REPUBLIKA.CO.ID, JAKARTA -- Yayasan Lembaga Konsumen Indonesia (YLKI) menilai PT Kereta Commuter Indonesia (KCI) kurang antisipatif terkait dengan program pemeliharaan sistem tiket elektronik.
"Dari sisi pelayanan publik, manajemen KCI kurang antisipatif. Seharusnya hal seperti itu bisa diantisipasi," kata Ketua Pengurus Harian YLKI Tulus Abadi saat dihubungi di Jakarta, Senin (23/7).
Pernyataan tersebut disampaikan terkait dengan pemeliharaan sistem tiket elektronik PT KCI sejak Sabtu (21/7) hingga puncaknya pada Senin (23/7). Pengguna Kereta Rel Listrik (KRL) harus kembali menggunakan tiket kertas. Akibatnya, pengguna KRL harus rela antre dan bahkan berlama-lama berdiri karena antrean ada yang hingga 500 meter.
Menurut Tulus, persoalan itu timbul karena PT KCI melakukan penghentian atau setop kerja sama operasi dengan PT Telkom, terkait sistem teknologi informasinya. "Bahwa setop kerja sama operasi silakan, tetapi jangan dipaksakan jika sistem internal KCI belum siap," kata Tulus.

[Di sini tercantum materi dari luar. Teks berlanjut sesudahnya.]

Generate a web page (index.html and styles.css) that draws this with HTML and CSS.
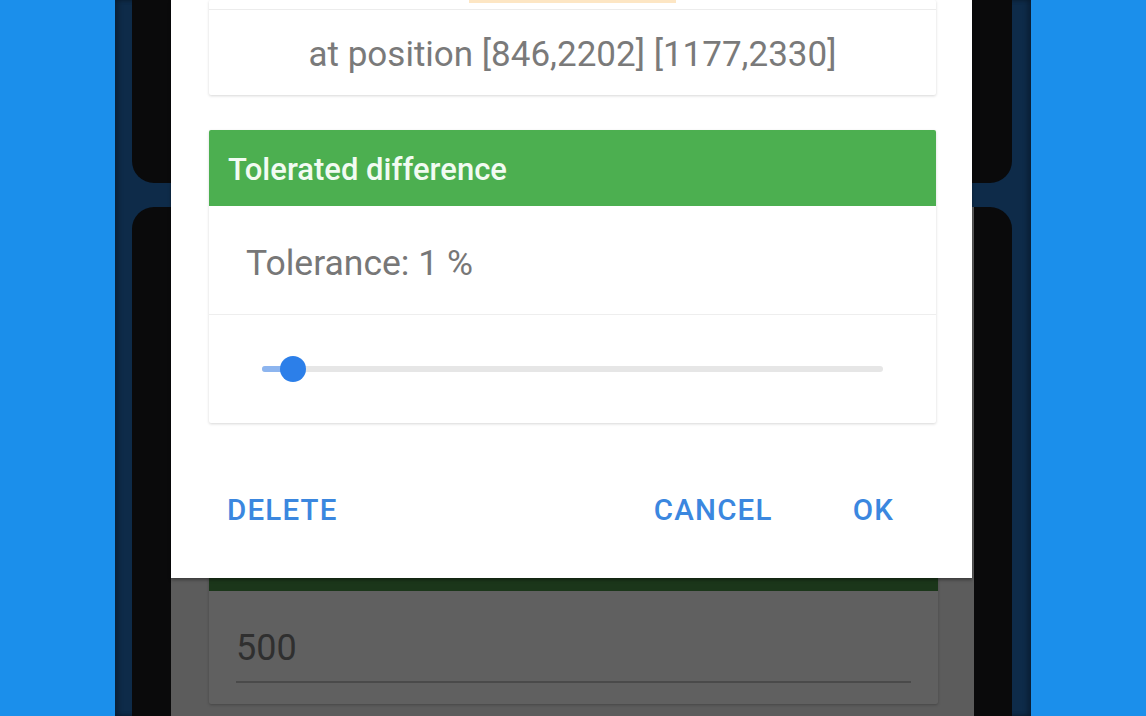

Sejumlah calon penumpang KRL mengantre untuk membeli tiket KRL Commuter Line di Stasiun Bogor, Bogor, Jawa Barat, Senin (23/7).
Sebelumnya, VP Komunikasi Perusahaan PT KCI, Eva Chaerunissa meminta maaf terkait pemeliharaan sistem tiket elektronik sehingga beralih sementara ke tiket kertas sejak Sabtu (21/7). Eva menyebutkan penumpang KRL yang menggunakan Kartu Multi Trip (KMT) atau kartu uang elektronik dari tetap harus bertransaksi di loket selama masa pemeliharaan berlangsung.
Oleh karena itu, Eva mengimbau penumpang KRL agar mengantisipasi dan menyesuaikan keberangkatan lebih awal selama pemberlakuan sementara tiket kertas guna menghindari keterlambatan masuk kerja. PT KCI juga mengaku telah melakukan sosialisasi cukup terkait pemberlakuan sementara tiket kertas bagi penumpang KRL dalam rangka pemeliharaan sistem tiket elektronik pada 79 stasiun KRL di Jabotabek. Penumpang KRL Jabodetabek saat ini mencapai satu juta orang per hari.